Advertisers are in a deadlock when it comes to using the internet as a platform for publicity since more than 80% of product searches are conducted via the web. Pop-up ads, auto-playing ads, and large sticky ads with countdowns are common, yet not the most effective way to get a message across.
Research shows that young users are willing to put up with ads, as long as websites acknowledge that they are disrupting the browsing experience by imposing them but give people options to accept or get rid of them.
Marketers have no choice, but users do
According to data from the marketing solutions firm Snapretail, over 85% of searches for products and services happen online. It just makes it self-evident that any business who wishes to make an impact today needs to go online.
It takes only a few playing around with platforms to get the gist of it, but the underlying paradigm is harder to crack: how can marketers make ads and content pleasant to users’?
Researchers from the University of Pittsburgh and the Florida International University had already found a decade ago that online ads that interrupt people make them lose not only focus but also develop negative attitudes toward the websites that display them.
In recent times, this has led to an increasing adoption of ad blockers, a new barrier that a couple of advertisers have known how to sort. Still, the message is clear: if websites don’t stop showing annoying ads, then users just prefer not to visit them.
The secret is in non-intrusive advertising
Evidently, this is a problem for everyone. Big international conglomerates, small mom-and-pop stores, marketing firms, freelancers, and yes, even users. As evil and intrusive as they may seem, a well-targeted ad not only promotes a product but saves time and money to both parties.

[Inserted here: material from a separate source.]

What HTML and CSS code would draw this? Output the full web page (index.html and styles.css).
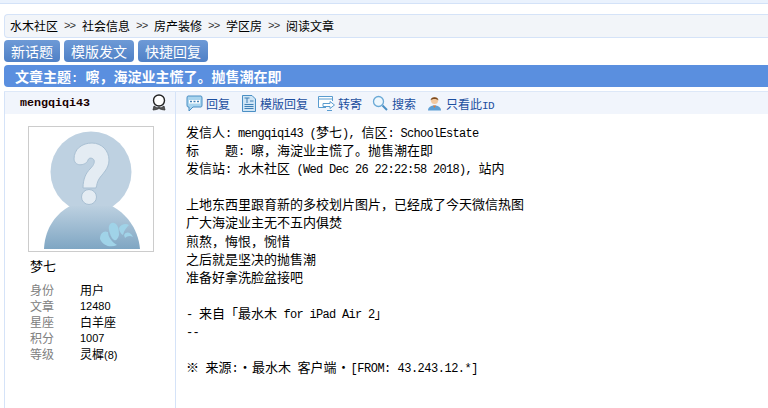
FILE: index.html
```html
<!DOCTYPE html>
<html lang="zh-CN">
<head>
    <meta charset="UTF-8">
    <title>阅读文章</title>
    <link rel="stylesheet" href="styles.css">
</head>
<body>

    <div class="top-strip"></div>

    <!-- Breadcrumb -->
    <div class="crumbs">
        <span>水木社区</span><span class="sep">&gt;&gt;</span><span>社会信息</span><span class="sep">&gt;&gt;</span><span>房产装修</span><span class="sep">&gt;&gt;</span><span>学区房</span><span class="sep">&gt;&gt;</span><span>阅读文章</span>
    </div>

    <div class="buttons">
        <a class="btn btn-short">新话题</a>
        <a class="btn">模版发文</a>
        <a class="btn">快捷回复</a>
    </div>

    <div class="title-bar">文章主题<span class="title-en">: </span>嚓&#xFF0C;海淀业主慌了。抛售潮在即</div>

    <!-- Post -->
    <div class="post">
        <div class="author">
            <div class="author-head">
                <span class="username">mengqiqi43</span>
                <svg class="medal" width="16" height="18" viewBox="0 0 16 18">
                    <circle cx="8" cy="6.500" r="5.500" fill="#fff" stroke="#222" stroke-width="1.400"/>
                    <path d="M3 12 L6 14 L8 13 L10 14 L13 12 L14 16 L10.500 15.500 L8 14.500 L5.500 15.500 L2 16 Z" fill="#555" stroke="#333" stroke-width="0.800"/>
                </svg>
            </div>
            <div class="avatar">
                <svg width="124" height="124" viewBox="0 0 124 124">
                    <defs>
                        <linearGradient id="bodyfill" x1="0" y1="0" x2="0" y2="1">
                            <stop offset="0" stop-color="#bcd0e0"/>
                            <stop offset="1" stop-color="#7fa6c3"/>
                        </linearGradient>
                    </defs>
                    <circle cx="62" cy="45" r="40.500" fill="#bed1e1"/>
                    <path d="M15 122 C16 100 28 86 41 79 L83 79 C96 86 109 100 111 122 Z" fill="url(#bodyfill)"/>
                    <path d="M45 32 C45 22 53 16 63 16 C73 16 80 24 80 33 C80 42 73 47 70 52 C68 55 68 58 67 61 L54 61 C54 52 57 46 61 42 C64 39 66 36 65 33 C64 31 60 30 59 33 C58 38 46 41 45 32 Z" fill="#e4ecf3" stroke="#a9c0d3"/>
                    <circle cx="60" cy="70" r="7.500" fill="#e4ecf3" stroke="#a9c0d3"/>
                    <g fill="#a0d3e8">
                        <path d="M71 112 C71 106 75 103 79 105 C79 110 83 115 88 118 C82 121 74 119 71 112 Z"/>
                        <path d="M80 103 C79 98 82 95 85 96 C89 97 90 102 90 108 C89 112 87 114 85 113 C82 111 81 107 80 103 Z"/>
                        <path d="M90 101 C92 97 97 96 100 98 C98 100 95 103 94 108 C92 107 90 104 90 101 Z"/>
                        <path d="M95 108 C97 104 102 105 104 110 C101 108 98 109 96 111 Z"/>
                    </g>
                </svg>
            </div>
            <div class="nick">梦七</div>
            <dl class="stats">
                <div><dt>身份</dt><dd>用户</dd></div>
                <div><dt>文章</dt><dd class="num">12480</dd></div>
                <div><dt>星座</dt><dd>白羊座</dd></div>
                <div><dt>积分</dt><dd class="num">1007</dd></div>
                <div><dt>等级</dt><dd>灵樨<span class="num">(8)</span></dd></div>
            </dl>
        </div>

        <div class="content">
            <div class="actions">
                <a class="action">
                    <svg width="17" height="17" viewBox="0 0 17 17">
                        <path d="M2 1 H15 Q16 1 16 3 V10 Q16 12 15 12 H7 L3 16 V12 H2 Q1 12 1 10 V3 Q1 1 2 1 Z" fill="#a9d4ee" stroke="#4a8fc4"/>
                        <rect x="3" y="5" width="11" height="3.500" fill="#fff"/>
                        <path d="M4 6.500 H6 M7.500 6.500 H9.500 M11 6.500 H13" stroke="#3f7fb5" stroke-width="1.400"/>
                    </svg>回复</a>
                <a class="action">
                    <svg width="17" height="17" viewBox="0 0 17 17">
                        <path d="M2.500 .5 H12 L15.500 4 V16.500 H2.500 Z" fill="#cfe5f5" stroke="#4a8fc4"/>
                        <path d="M4.500 3 H9.500 M7 3 V8 M10 6 H13.500 M4.500 9.500 H13.500 M4.500 11.500 H13.500 M4.500 13.500 H13.500" stroke="#3f7fb5"/>
                    </svg>模版回复</a>
                <a class="action">
                    <svg width="17" height="17" viewBox="0 0 17 17">
                        <path d="M8 12.500 H.5 V1.500 H14.500 V6" fill="#fff" stroke="#5a9ccf"/>
                        <path d="M.5 4 H14.500" stroke="#5a9ccf"/>
                        <path d="M5 8.500 H12 L12 6.500 L16.500 10 L12 13.500 V11.500 H5 Z" fill="#fff" stroke="#5a9ccf"/>
                        <path d="M9 15.500 H14" stroke="#5a9ccf"/>
                    </svg>转寄</a>
                <a class="action">
                    <svg width="17" height="17" viewBox="0 0 17 17">
                        <circle cx="6.500" cy="6.500" r="5" fill="#eef7fd" stroke="#6aa9d6" stroke-width="1.300"/>
                        <path d="M10.500 10.500 L15 15" stroke="#4a8fc4" stroke-width="2"/>
                    </svg>搜索</a>
                <a class="action">
                    <svg width="17" height="17" viewBox="0 0 17 17">
                        <path d="M2 15.500 C2 12 5 10.500 8.500 10.500 C12 10.500 15 12 15 15.500 Z" fill="#5f9fd4"/>
                        <circle cx="8.500" cy="5.500" r="3.500" fill="#f3c9a0"/>
                        <path d="M4.500 5.500 C4.500 1 12.500 1 12.500 5.500 C11 3.500 6 3.500 4.500 5.500 Z" fill="#7a4a20"/>
                        <path d="M7 10.500 H10 L8.500 13 Z" fill="#e8792b"/>
                    </svg><span>只看此<span class="id">ID</span></span></a>
            </div>

            <pre class="body-text">发信人<span class="en">: mengqiqi43 (</span>梦七<span class="en">), </span>信区<span class="en">: SchoolEstate</span>
标<span class="en">    </span>题<span class="en">: </span>嚓&#xFF0C;海淀业主慌了。抛售潮在即
发信站<span class="en">: </span>水木社区<span class="en"> (Wed Dec 26 22:22:58 2018), </span>站内

上地东西里跟育新的多校划片图片&#xFF0C;已经成了今天微信热图
广大海淀业主无不五内俱焚
煎熬&#xFF0C;悔恨&#xFF0C;惋惜
之后就是坚决的抛售潮
准备好拿洗脸盆接吧

<span class="en">- </span>来自「最水木<span class="en"> for iPad Air 2</span>」
<span class="en">--</span>

※<span class="en"> </span>来源<span class="en">:</span><span class="dot">·</span>最水木<span class="en"> </span>客户端<span class="dot">·</span><span class="en from">[FROM: 43.243.12.*]</span></pre>
        </div>
    </div>

</body>
</html>
```

FILE: styles.css
```css
html,
body {
    margin: 0;
    padding: 0;
    height: 408px;
    overflow: hidden;
}

body {
    background-color: #ffffff;
    font-family: "Noto Sans CJK SC", "Liberation Sans", sans-serif;
    color: #000000;
    padding: 0 0 0 4px;
    box-sizing: border-box;
}

a {
    text-decoration: none;
}

.top-strip {
    height: 3px;
    margin-left: -4px;
    background-color: #eaf2fd;
    border-bottom: 1px solid #d3e2f8;
    margin-bottom: 10px;
}

.crumbs {
    height: 22px;
    line-height: 22px;
    background-color: #f2f5f9;
    border: 1px solid #d5e3f8;
    border-right: none;
    border-radius: 4px 0 0 4px;
    padding-left: 5px;
    font-size: 12px;
    display: flex;
}

.crumbs .sep {
    font-family: "Liberation Mono", monospace;
    font-size: 11px;
    letter-spacing: -1px;
    width: 11px;
    margin: 0 7px 0 6px;
    color: #333333;
}

.buttons {
    display: flex;
    gap: 4px;
    margin-top: 2px;
    height: 22px;
}

.btn {
    width: 70px;
    height: 22px;
    line-height: 22px;
    text-align: center;
    border-radius: 4px;
    background: linear-gradient(#6e9ad6, #4f80c6);
    color: #ffffff;
    font-size: 14px;
}

.btn-short {
    width: 56px;
}

.title-bar {
    height: 22px;
    line-height: 22px;
    margin-top: 3px;
    padding-left: 11px;
    background-color: #5a8fdf;
    border-radius: 4px 0 0 4px;
    color: #ffffff;
    font-size: 14px;
    font-weight: bold;
}

.title-en {
    font-family: "Liberation Mono", monospace;
    font-size: 12px;
    white-space: pre;
}

.post {
    display: flex;
    margin-top: 4px;
    border-top: 1px solid #dde8f8;
    height: 316px;
}

.author {
    width: 170px;
    flex: none;
    border-left: 1px solid #d5e3f8;
    border-right: 1px solid #d5e3f8;
}

.author-head {
    height: 22px;
    background-color: #f1f5fc;
    display: flex;
    align-items: center;
    justify-content: space-between;
    padding: 0 8px 0 15px;
}

.username {
    font-family: "Liberation Mono", monospace;
    font-size: 11.700px;
    font-weight: bold;
    color: #1a0000;
}

.avatar {
    width: 124px;
    height: 124px;
    margin: 12px 0 0 23px;
    border: 1px solid #cccccc;
}

.avatar svg {
    display: block;
}

.nick {
    margin: 5px 0 0 25px;
    font-size: 13px;
    line-height: 18px;
}

.stats {
    margin: 7px 0 0 25px;
    font-size: 12px;
    line-height: 16px;
}

.stats div {
    display: flex;
}

.stats dt {
    width: 50px;
    color: #808080;
}

.stats dd {
    margin: 0;
}

.num {
    font-family: "Liberation Sans", sans-serif;
    font-size: 11px;
}

.content {
    flex: 1;
}

.actions {
    height: 22px;
    background-color: #f1f5fc;
    display: flex;
    align-items: center;
    gap: 10px;
    padding-left: 10px;
}

.action {
    display: flex;
    align-items: center;
    gap: 3px;
    font-size: 12px;
    color: #1c4f9f;
}

.action svg {
    flex: none;
}

.action .id {
    font-family: "Liberation Mono", monospace;
    font-size: 11px;
    letter-spacing: -0.600px;
}

.body-text {
    margin: 9px 0 0 10px;
    font-family: "Noto Sans CJK SC", sans-serif;
    font-size: 13px;
    line-height: 18.100px;
}

/* latin runs are half the width of the chinese, like a bitmap song font */
.en {
    font-family: "Liberation Mono", monospace;
    font-size: 12px;
    letter-spacing: -0.700px;
    line-height: 0;
}

.from {
    letter-spacing: -0.500px;
}

.dot {
    display: inline-block;
    width: 14px;
    line-height: 0;
    text-align: center;
}
```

In the face of such an undesirable scenario, the best thing that websites and firms can do is respect and give users a choice. A HubSpot research study on Adblock Plus from 2016 showed that 16% of people would whitelist sites if asked and that 30% would turn it off permanently if sites blocked them from accessing content.
The more telling figures, however, were those corresponding to the best way to support websites. An overwhelming 68% agreed that they were fine with seeing ads on one condition: they cannot be annoying. In comparison, 9% said they were willing to pay for a subscription, and 6% stated that they preferred to donate directly.
The answer to the now age-old question seems to have an apparent answer: most people are fine with the necessary annoyance of ads, but they don’t necessarily have to be intrusive. Google has recently pitched in on this issue, proposing a set of Better Ads Standards for 2018 onwards.
Research in partnership with the Coalition for Better Ads found that users on mobile are ok with sticky ads on top and bottom of sites, while desktop users preferred non-invasive that fill the background permanently but don’t mess with the browsing experience.
This same study shows that close to half of all people installed an ad-blocker in the first place because ads were too annoying, while 63% of all users did so because of the sheer amount of ads.
All of these aspects should be taken into consideration by marketers and brands starting new campaigns for businesses. There is proof that people can coexist with ads and even support websites willingly, just don’t bother them too much about it and you will be fine.